Le Monomotapa (alias Mwene Mutapa, Munhumutapa et Mutapa) était un royaume d'Afrique australe situé au nord de l'actuel Zimbabwe, le long du fleuve Zambèze, qui prospéra entre le milieu du XVe siècle et le milieu du XVIIe siècle. Bien que parfois décrit comme un empire, il existe peu de preuves que le peuple Shona de Monomotapa ait jamais établi un tel contrôle sur la région. Prospérant grâce à ses ressources locales en or et en ivoire, le royaume commerça avec les marchands musulmans de la côte d'Afrique de l'Est, puis avec les Portugais au cours du XVIe siècle. Le royaume tomba en déclin lorsqu'il fut affaibli par des guerres civiles, et les Portugais conquirent son territoire vers 1633.
Déclin du Grand Zimbabwe
Au 15ème siècle, le royaume du Grand Zimbabwe (fondé vers 1100) était en déclin et tous les liens avec le commerce côtier lucratif de la côte swahilie avaient cessé. Cela peut s'expliquer par l'épuisement des gisements d'or sur le territoire contrôlé par le royaume. D'autres facteurs peuvent avoir été la surpopulation, l'épuisement des terres et la déforestation, qui conduisirent à des pénuries alimentaires; tout ça se serait transformé en véritable crise à cause d'une série de sécheresses.
Dans la seconde moitié du XVe siècle, les Shonas, de langue bantoue, avaient migré à quelques centaines de kilomètres au nord du Grand Zimbabwe vers une terre d'où ils déplacèrent les pygmées indigènes et les petites tribus qui fuirent vers les forêts et le désert. La relation exacte entre le Grand Zimbabwe et le Monomotapa n'est pas connue, si ce n'est que l'archéologie a montré que les deux royaumes possédaient des poteries, des armes, des outils et des produits manufacturés de luxe (comme des bijoux) très similaires.

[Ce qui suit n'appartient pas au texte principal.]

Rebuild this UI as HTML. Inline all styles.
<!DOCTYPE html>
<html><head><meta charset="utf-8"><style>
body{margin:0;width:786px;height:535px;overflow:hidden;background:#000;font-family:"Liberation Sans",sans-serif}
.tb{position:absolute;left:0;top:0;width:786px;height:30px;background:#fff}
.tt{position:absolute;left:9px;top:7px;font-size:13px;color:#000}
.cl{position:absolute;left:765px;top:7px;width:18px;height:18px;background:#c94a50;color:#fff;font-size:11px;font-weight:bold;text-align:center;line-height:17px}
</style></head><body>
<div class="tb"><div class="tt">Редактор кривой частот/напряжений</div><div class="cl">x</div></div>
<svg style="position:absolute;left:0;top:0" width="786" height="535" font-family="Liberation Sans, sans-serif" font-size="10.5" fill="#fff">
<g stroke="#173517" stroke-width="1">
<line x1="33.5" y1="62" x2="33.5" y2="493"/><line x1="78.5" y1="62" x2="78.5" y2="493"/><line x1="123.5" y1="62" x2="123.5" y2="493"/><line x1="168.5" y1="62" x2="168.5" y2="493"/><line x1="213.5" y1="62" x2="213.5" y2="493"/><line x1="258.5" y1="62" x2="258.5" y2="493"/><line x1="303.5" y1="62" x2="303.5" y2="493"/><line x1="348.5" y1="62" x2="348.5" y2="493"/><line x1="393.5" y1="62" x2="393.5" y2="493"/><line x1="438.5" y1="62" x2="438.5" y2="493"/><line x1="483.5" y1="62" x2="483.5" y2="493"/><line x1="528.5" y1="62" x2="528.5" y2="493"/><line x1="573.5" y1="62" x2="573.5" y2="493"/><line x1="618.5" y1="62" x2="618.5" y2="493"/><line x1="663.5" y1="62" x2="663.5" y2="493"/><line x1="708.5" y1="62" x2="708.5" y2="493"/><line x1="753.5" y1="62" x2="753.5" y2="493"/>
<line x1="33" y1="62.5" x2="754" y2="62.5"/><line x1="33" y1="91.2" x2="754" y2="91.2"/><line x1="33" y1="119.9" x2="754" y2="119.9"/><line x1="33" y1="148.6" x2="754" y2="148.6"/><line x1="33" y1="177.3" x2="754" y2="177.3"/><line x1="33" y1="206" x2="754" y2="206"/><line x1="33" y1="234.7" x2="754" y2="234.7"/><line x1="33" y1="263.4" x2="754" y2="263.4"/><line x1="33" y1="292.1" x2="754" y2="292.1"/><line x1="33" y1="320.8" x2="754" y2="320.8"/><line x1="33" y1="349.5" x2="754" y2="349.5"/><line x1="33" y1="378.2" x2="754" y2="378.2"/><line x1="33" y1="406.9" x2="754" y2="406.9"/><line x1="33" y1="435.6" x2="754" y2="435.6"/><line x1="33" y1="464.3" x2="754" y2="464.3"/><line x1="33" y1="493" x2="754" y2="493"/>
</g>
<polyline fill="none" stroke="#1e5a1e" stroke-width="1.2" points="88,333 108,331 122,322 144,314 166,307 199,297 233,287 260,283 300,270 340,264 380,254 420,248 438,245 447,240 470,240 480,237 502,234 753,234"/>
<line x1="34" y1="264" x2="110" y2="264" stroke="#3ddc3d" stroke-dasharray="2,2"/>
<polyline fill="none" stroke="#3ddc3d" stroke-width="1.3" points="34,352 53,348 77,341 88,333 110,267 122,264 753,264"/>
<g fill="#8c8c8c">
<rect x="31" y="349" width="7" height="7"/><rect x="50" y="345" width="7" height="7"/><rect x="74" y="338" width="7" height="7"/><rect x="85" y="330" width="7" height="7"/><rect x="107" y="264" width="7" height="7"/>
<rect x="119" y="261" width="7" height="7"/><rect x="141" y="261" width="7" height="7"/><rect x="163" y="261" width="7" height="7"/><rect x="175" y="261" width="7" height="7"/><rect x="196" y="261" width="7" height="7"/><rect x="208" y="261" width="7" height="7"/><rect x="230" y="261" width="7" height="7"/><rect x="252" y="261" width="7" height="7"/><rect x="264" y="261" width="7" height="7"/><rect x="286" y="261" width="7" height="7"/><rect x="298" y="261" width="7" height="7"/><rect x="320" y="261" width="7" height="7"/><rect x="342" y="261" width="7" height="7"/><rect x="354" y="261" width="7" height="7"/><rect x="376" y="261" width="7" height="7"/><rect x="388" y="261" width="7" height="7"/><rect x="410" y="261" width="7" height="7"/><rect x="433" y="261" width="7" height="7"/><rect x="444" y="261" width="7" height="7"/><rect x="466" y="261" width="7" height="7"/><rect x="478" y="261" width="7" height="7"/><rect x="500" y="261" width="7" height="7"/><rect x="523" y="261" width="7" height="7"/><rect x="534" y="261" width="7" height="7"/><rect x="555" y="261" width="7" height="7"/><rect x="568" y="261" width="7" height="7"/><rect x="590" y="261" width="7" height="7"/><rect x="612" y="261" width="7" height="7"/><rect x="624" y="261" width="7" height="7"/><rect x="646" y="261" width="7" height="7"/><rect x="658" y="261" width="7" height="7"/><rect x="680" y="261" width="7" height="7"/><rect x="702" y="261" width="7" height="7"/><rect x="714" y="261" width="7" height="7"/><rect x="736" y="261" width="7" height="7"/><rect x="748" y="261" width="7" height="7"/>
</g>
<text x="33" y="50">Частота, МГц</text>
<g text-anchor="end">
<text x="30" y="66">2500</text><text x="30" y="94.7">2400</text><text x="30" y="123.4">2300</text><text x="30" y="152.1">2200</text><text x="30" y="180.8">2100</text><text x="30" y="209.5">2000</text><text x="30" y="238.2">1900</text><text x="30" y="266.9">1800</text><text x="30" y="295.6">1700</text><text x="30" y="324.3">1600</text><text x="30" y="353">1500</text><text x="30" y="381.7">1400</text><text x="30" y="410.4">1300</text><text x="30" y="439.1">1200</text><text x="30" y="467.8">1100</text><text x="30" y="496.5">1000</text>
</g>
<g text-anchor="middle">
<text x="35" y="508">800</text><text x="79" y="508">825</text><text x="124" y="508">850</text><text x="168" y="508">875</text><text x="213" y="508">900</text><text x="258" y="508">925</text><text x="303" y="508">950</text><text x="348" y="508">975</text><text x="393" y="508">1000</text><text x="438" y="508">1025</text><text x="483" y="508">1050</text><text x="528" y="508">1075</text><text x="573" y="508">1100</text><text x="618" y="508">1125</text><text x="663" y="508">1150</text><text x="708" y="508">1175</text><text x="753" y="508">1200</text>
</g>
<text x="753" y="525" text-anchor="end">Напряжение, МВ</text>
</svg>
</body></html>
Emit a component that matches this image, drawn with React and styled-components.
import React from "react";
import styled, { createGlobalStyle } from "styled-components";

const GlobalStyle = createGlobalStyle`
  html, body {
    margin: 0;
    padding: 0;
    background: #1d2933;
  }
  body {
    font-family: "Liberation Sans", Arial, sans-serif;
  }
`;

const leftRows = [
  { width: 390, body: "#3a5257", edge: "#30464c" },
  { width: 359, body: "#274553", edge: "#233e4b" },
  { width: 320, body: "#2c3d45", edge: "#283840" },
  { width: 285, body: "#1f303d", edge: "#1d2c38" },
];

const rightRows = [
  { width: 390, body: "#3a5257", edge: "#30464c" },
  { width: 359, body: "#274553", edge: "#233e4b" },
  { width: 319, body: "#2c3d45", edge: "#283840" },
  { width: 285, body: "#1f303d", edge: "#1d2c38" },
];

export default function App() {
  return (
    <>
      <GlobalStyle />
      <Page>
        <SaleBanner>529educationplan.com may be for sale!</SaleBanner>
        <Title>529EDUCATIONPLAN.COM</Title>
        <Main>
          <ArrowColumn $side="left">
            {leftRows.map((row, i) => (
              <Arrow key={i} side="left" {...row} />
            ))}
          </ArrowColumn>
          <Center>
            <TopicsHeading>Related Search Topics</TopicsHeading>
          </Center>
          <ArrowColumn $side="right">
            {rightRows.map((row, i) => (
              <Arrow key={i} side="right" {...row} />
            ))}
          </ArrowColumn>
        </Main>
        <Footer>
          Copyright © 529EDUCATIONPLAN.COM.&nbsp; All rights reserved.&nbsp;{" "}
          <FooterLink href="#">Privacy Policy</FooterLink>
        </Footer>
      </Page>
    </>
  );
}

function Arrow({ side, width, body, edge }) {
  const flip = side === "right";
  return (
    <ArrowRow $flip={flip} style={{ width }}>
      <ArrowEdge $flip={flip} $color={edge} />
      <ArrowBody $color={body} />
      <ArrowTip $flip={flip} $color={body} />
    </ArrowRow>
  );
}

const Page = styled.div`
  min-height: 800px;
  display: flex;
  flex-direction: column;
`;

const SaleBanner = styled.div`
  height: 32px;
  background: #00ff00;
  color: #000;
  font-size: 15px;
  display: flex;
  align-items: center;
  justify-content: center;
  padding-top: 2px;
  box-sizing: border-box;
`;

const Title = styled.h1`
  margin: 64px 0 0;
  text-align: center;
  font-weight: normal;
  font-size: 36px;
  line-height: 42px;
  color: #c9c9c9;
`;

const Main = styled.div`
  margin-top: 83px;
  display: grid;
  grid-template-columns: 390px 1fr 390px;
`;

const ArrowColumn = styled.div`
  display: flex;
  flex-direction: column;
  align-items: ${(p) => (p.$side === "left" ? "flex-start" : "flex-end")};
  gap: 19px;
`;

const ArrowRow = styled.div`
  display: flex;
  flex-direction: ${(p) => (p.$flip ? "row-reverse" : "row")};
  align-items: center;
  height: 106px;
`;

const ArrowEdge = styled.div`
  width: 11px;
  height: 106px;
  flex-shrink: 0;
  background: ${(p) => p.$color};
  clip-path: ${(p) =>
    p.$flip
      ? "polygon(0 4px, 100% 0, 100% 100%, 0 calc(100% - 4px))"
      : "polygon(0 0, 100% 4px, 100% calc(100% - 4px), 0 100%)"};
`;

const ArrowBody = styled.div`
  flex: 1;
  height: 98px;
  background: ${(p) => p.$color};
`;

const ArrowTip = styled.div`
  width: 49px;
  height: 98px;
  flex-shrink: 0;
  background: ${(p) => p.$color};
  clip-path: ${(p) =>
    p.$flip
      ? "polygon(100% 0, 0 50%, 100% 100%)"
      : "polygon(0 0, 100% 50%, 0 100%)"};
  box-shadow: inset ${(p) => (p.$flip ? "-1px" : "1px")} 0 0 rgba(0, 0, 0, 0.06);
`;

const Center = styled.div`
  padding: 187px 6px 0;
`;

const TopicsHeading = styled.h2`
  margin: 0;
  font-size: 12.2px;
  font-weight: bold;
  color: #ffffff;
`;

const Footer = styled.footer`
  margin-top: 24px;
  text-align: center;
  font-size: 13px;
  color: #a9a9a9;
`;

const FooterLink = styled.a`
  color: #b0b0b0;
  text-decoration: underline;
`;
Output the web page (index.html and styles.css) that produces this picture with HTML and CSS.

Les Shonas formèrent donc un nouvel État, le royaume de Monomotapa, à partir de 1450 environ, même s'il est possible qu'il se soit agi d'un changement de capitale de l'élite dirigeante du Zimbabwe plutôt que d'un mouvement général de population en provenance du sud. Le fondateur et premier roi de Monomotapa était Nyatsimba Mutota. Selon la tradition orale shona, Mutota avait été envoyé pour étudier les terres situées autour du coude nord du Zambèze et il revint avec la bonne nouvelle qu'elles regorgeaient de sel et de gibier. Le deuxième roi, le fils de Mutota, Nyanhehwe Matope, allait étendre le royaume encore plus loin, s'emparant à la fois des terres et du bétail.
Le royaume de Monomotapa
Le royaume de Monomotapa est parfois, malgré l'absence de preuves d'un appareil administratif, décrit de manière flatteuse comme l'Empire de Monomotapa. Le royaume contrôlait cependant nominalement un territoire situé au sud du coude du Zambèze, dans ce qui est aujourd'hui le nord du Zimbabwe et une petite partie du sud de la Zambie. Ici, dans la vallée de Mazoé, un affluent du Zambèze, le royaume prospéra et fut en mesure de subjuguer, ou du moins d'exercer une certaine forme de domination sur les royaumes voisins comme les Manyika, les Uteve et les Mbara. Ici, il y avait aussi des dépôts d'or alluviaux et récifaux, mais pas aussi riches que ceux trouvés autrefois au Grand Zimbabwe. Au-delà de ces secteurs, on ne sait pas où précisément les frontières du royaume de Mutapa se sont étendues sauf que son coeur était la région de Mukaranga.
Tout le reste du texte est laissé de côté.